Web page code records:
☆ ☆ ☆ ☆ ☆ ☆ ☆

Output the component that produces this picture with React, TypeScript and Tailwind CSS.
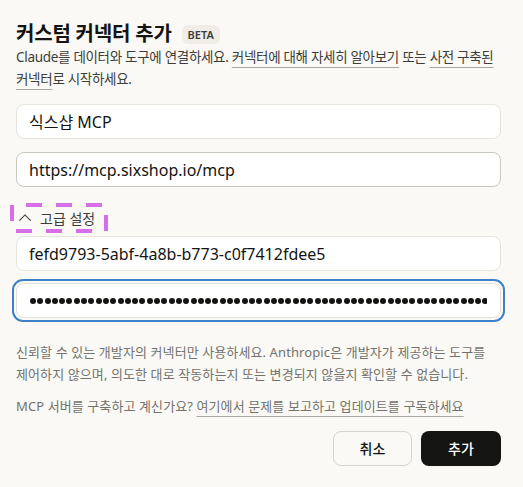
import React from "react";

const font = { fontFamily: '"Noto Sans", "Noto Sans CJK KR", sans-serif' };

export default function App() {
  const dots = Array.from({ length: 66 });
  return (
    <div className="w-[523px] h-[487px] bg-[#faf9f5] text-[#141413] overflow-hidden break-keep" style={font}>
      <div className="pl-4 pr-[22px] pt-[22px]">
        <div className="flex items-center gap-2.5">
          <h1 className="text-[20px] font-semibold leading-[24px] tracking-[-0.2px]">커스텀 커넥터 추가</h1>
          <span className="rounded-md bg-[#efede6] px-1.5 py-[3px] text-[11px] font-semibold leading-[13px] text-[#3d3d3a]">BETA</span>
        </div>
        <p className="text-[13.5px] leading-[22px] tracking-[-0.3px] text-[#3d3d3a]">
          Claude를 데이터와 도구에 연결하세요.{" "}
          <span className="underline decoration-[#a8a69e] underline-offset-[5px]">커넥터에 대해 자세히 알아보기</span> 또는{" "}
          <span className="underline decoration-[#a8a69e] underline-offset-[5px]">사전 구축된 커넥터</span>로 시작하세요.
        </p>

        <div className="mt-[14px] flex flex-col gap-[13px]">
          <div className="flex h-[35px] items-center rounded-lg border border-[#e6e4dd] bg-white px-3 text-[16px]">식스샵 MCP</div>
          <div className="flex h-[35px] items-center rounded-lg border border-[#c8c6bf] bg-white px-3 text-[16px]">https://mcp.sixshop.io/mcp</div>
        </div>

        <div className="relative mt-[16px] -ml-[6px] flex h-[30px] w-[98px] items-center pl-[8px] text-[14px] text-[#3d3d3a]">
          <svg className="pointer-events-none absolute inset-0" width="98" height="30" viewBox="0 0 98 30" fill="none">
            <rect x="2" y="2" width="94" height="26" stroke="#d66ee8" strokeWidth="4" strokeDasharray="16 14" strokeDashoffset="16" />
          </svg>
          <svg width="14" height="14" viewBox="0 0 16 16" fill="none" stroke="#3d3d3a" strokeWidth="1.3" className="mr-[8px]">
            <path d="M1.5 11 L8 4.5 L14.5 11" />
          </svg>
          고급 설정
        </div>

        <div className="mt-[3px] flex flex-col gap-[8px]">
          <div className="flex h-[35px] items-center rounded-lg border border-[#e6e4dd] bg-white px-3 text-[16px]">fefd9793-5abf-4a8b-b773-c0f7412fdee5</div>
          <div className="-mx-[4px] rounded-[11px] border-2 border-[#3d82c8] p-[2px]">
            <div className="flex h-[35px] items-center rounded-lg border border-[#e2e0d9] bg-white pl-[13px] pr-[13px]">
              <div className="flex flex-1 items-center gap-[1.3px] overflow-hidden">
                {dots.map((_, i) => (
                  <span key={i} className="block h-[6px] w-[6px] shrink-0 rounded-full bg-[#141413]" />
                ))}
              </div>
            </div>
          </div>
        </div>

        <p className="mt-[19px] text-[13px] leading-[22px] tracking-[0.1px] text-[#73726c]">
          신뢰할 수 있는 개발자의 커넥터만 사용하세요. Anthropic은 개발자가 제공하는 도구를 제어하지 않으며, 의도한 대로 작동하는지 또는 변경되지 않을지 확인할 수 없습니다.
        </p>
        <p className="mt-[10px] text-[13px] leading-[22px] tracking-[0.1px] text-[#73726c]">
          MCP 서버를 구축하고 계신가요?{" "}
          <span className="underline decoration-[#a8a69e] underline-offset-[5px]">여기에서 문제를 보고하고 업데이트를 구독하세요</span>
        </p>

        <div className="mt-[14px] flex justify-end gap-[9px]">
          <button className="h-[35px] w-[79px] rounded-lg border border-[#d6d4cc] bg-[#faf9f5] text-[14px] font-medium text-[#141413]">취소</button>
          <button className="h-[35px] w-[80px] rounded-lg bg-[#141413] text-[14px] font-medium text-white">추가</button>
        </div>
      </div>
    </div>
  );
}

☆ ☆ ☆ ☆ ☆ ☆ ☆

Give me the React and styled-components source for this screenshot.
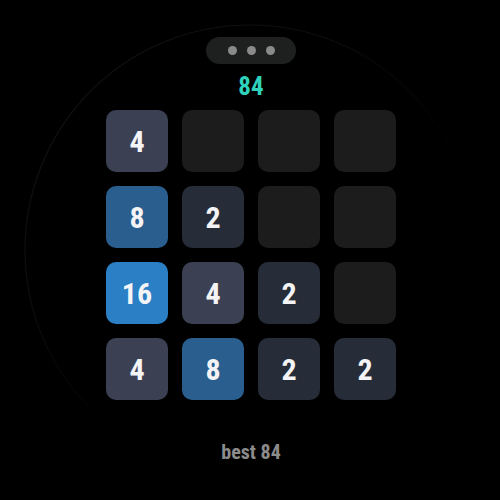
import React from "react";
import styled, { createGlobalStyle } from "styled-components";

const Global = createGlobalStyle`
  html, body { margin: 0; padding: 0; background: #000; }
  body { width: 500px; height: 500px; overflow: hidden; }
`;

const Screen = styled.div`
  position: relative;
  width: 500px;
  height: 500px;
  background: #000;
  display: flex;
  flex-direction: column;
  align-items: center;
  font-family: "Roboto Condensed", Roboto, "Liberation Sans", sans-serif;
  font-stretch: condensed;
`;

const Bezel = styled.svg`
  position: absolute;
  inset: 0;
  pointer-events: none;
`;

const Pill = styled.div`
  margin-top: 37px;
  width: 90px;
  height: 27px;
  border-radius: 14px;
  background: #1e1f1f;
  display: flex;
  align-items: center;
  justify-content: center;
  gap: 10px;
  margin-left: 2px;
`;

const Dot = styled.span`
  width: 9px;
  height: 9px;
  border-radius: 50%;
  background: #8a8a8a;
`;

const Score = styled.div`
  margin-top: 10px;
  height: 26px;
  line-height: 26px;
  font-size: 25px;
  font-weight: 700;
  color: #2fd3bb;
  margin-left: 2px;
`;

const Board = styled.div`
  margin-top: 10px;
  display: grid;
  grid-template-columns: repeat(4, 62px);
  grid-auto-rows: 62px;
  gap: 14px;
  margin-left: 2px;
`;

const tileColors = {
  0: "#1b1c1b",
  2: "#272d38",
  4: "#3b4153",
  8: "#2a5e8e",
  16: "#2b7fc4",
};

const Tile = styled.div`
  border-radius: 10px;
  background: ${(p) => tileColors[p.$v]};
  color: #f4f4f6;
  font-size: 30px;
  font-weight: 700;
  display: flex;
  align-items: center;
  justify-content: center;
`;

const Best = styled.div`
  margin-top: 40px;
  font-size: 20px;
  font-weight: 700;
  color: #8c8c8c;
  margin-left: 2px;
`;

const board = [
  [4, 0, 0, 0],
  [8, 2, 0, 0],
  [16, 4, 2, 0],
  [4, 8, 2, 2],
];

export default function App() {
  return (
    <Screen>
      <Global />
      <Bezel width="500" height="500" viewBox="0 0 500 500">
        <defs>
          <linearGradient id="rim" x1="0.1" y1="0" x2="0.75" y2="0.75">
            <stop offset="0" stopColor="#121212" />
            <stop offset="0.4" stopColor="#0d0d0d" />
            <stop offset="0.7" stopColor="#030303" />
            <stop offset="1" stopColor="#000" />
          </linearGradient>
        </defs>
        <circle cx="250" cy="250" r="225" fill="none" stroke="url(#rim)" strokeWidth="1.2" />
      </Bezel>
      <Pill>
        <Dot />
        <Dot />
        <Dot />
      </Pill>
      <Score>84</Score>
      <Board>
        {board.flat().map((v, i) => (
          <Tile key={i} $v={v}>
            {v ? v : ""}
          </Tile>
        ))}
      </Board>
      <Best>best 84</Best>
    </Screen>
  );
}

☆ ☆ ☆ ☆ ☆ ☆ ☆

Do this —
Return all the lines that contain the string "components".

Result —
Give me the React and styled-components source for this screenshot.
import styled, { createGlobalStyle } from "styled-components";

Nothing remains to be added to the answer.